* _EXERCISE AIM_
Pull out every line containing the string "components".

* _DATA SECTION_
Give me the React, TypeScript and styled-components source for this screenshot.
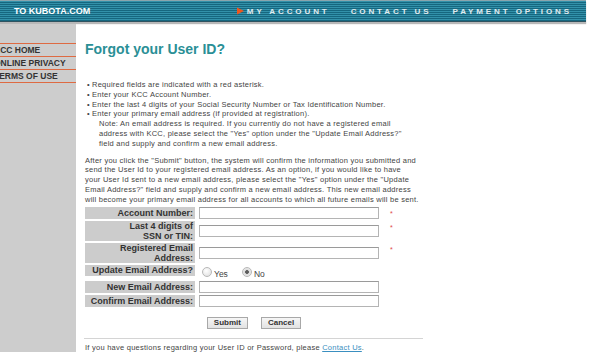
import styled, { createGlobalStyle } from "styled-components";

const GlobalStyle = createGlobalStyle`
  html, body {
    margin: 0;
    padding: 0;
    background: #fff;
  }
  body {
    font-family: "Liberation Sans", Arial, sans-serif;
    color: #444;
    overflow: hidden;
  }
`;

const Page = styled.div`
  width: 589px;
  height: 352px;
  display: flex;
  flex-direction: column;
  overflow: hidden;
`;

const TopBar = styled.div`
  display: flex;
  align-items: center;
  flex-shrink: 0;
  width: 586px;
  height: 22px;
  padding: 0 14px;
  box-sizing: border-box;
  border-top: 1px solid #8aa5ad;
  border-bottom: 1px solid #2f5360;
  box-shadow: 0 2px 1px #b8b8b8;
  background: repeating-linear-gradient(
    to bottom,
    #3291aa 0,
    #3291aa 1px,
    #16677f 1px,
    #16677f 2px
  );
`;

const HomeLink = styled.span`
  font-size: 9px;
  font-weight: bold;
  color: #fff;
`;

const Nav = styled.nav`
  display: flex;
  align-items: center;
  gap: 21px;
  margin-left: auto;
`;

const NavItem = styled.span`
  display: flex;
  align-items: center;
  font-size: 8px;
  font-weight: bold;
  letter-spacing: 2.9px;
  color: #e2ebee;
`;

const Arrow = styled.svg`
  width: 7px;
  height: 8px;
  margin-right: 3px;
`;

const Main = styled.div`
  display: flex;
  flex: 1;
  min-height: 0;
  margin-top: 2px;
`;

const Sidebar = styled.aside`
  width: 76px;
  flex-shrink: 0;
  padding-top: 19px;
  background: #cdcdcd;
  overflow: hidden;
`;

const SideLink = styled.div<{ $last?: boolean }>`
  height: 12px;
  margin-left: -6px;
  border-top: 1px solid #de6a42;
  border-bottom: ${(p) => (p.$last ? "1px solid #de6a42" : "none")};
  font-size: 8.5px;
  font-weight: bold;
  line-height: 13px;
  letter-spacing: 0;
  color: #333;
  white-space: nowrap;
`;

const Content = styled.main`
  width: 338px;
  padding: 17px 0 0 9px;
`;

const Title = styled.h1`
  margin: 0;
  font-size: 14px;
  line-height: 17px;
  font-weight: bold;
  color: #2a8f96;
`;

const Text = styled.div`
  font-size: 7.5px;
  line-height: 9.8px;
  letter-spacing: 0.25px;
  color: #444;
  white-space: nowrap;
`;

const List = styled(Text).attrs({ as: "ul" })`
  margin: 22px 0 0;
  padding: 0 0 0 2px;
  list-style: none;
`;

const Item = styled.li`
  display: flex;
`;

const Dot = styled.span`
  width: 5px;
  flex-shrink: 0;
`;

const Note = styled.div`
  padding-left: 7px;
`;

const Paragraph = styled(Text).attrs({ as: "p" })`
  margin: 7px 0 0;
`;

const Form = styled.div`
  display: grid;
  grid-template-columns: 110px auto;
  column-gap: 4px;
  row-gap: 2px;
  margin-top: 2px;
`;

const Label = styled.div<{ $h: number }>`
  display: flex;
  align-items: center;
  justify-content: flex-end;
  height: ${(p) => p.$h}px;
  padding-right: 2px;
  background: #cccccc;
  font-size: 9px;
  line-height: 10px;
  font-weight: bold;
  text-align: right;
  color: #333;
`;

const Field = styled.div`
  display: flex;
  align-items: center;
`;

const Input = styled.input`
  width: 180px;
  height: 12px;
  margin: 0;
  padding: 0 2px;
  box-sizing: border-box;
  border: 1px solid #b4b4b4;
  border-top-color: #9a9a9a;
  background: #fff;
  font-size: 8px;
`;

const Required = styled.span`
  align-self: flex-start;
  margin: 3px 0 0 11px;
  font-size: 7px;
  line-height: 7px;
  color: #e04848;
`;

const Radio = styled.input`
  appearance: none;
  width: 10px;
  height: 10px;
  margin: 0 2px 0 3px;
  border: 1px solid #b8b8b8;
  border-radius: 50%;
  background: radial-gradient(circle at 40% 35%, #fff 0, #e6e6e6 70%);
  box-sizing: border-box;
  &:checked {
    background: radial-gradient(circle, #555 0, #666 1.6px, #ddd 2.2px, #f4f4f4 100%);
  }
`;

const RadioText = styled.span`
  margin: 4px 11px 0 0;
  font-size: 8.5px;
  color: #444;
`;

const Buttons = styled.div`
  display: flex;
  justify-content: center;
  gap: 13px;
  margin-top: 10px;
`;

const Button = styled.button`
  height: 12px;
  padding: 0 6px;
  border: 1px solid #a8a8a8;
  background: linear-gradient(#f6f6f6, #e2e2e2);
  font-family: "Liberation Sans", Arial, sans-serif;
  font-size: 8px;
  font-weight: bold;
  line-height: 10px;
  color: #333;
`;

const Rule = styled.hr`
  margin: 9px 0 0 -1px;
  border: none;
  border-top: 1px solid #d4d4d4;
`;

const Footer = styled(Text)`
  margin-top: 4px;
`;

const Link = styled.a`
  color: #3a8fc0;
  text-decoration: underline;
`;

const rows = [
  { label: ["Account Number:"], h: 12, req: true },
  { label: ["Last 4 digits of", "SSN or TIN:"], h: 20, req: true },
  { label: ["Registered Email", "Address:"], h: 20, req: true },
  { label: ["Update Email Address?"], h: 11, radio: true },
  { label: ["New Email Address:"], h: 12 },
  { label: ["Confirm Email Address:"], h: 12 },
];

export default function App() {
  return (
    <Page>
      <GlobalStyle />
      <TopBar>
        <HomeLink>TO KUBOTA.COM</HomeLink>
        <Nav>
          <NavItem>
            <Arrow viewBox="0 0 7 8">
              <path d="M0 0.5 L7 4 L0 7.5 Z" fill="#f0561c" />
            </Arrow>
            MY ACCOUNT
          </NavItem>
          <NavItem>CONTACT US</NavItem>
          <NavItem>PAYMENT OPTIONS</NavItem>
        </Nav>
      </TopBar>
      <Main>
        <Sidebar>
          <SideLink>KCC HOME</SideLink>
          <SideLink>ONLINE PRIVACY</SideLink>
          <SideLink $last>TERMS OF USE</SideLink>
        </Sidebar>
        <Content>
          <Title>Forgot your User ID?</Title>
          <List>
            <Item>
              <Dot>•</Dot>Required fields are indicated with a red asterisk.
            </Item>
            <Item>
              <Dot>•</Dot>Enter your KCC Account Number.
            </Item>
            <Item>
              <Dot>•</Dot>Enter the last 4 digits of your Social Security Number or Tax Identification Number.
            </Item>
            <Item>
              <Dot>•</Dot>
              <div>
                Enter your primary email address (if provided at registration).
                <Note>
                  Note: An email address is required. If you currently do not have a registered email
                  <br />
                  address with KCC, please select the "Yes" option under the "Update Email Address?"
                  <br />
                  field and supply and confirm a new email address.
                </Note>
              </div>
            </Item>
          </List>
          <Paragraph>
            After you click the "Submit" button, the system will confirm the information you submitted and
            <br />
            send the User Id to your registered email address. As an option, if you would like to have
            <br />
            your User Id sent to a new email address, please select the "Yes" option under the "Update
            <br />
            Email Address?" field and supply and confirm a new email address. This new email address
            <br />
            will become your primary email address for all accounts to which all future emails will be sent.
          </Paragraph>
          <Form>
            {rows.map((r) => (
              <>
                <Label key={r.label[0]} $h={r.h}>
                  <span>
                    {r.label.map((l, i) => (
                      <div key={i}>{l}</div>
                    ))}
                  </span>
                </Label>
                <Field key={r.label[0] + "-f"}>
                  {r.radio ? (
                    <>
                      <Radio type="radio" name="update" />
                      <RadioText>Yes</RadioText>
                      <Radio type="radio" name="update" defaultChecked />
                      <RadioText>No</RadioText>
                    </>
                  ) : (
                    <>
                      <Input type="text" />
                      {r.req && <Required>*</Required>}
                    </>
                  )}
                </Field>
              </>
            ))}
          </Form>
          <Buttons>
            <Button>Submit</Button>
            <Button>Cancel</Button>
          </Buttons>
          <Rule />
          <Footer>
            If you have questions regarding your User ID or Password, please <Link href="#">Contact Us</Link>.
          </Footer>
        </Content>
      </Main>
    </Page>
  );
}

* _TASK SOLUTION_
Give me the React, TypeScript and styled-components source for this screenshot.
import styled, { createGlobalStyle } from "styled-components";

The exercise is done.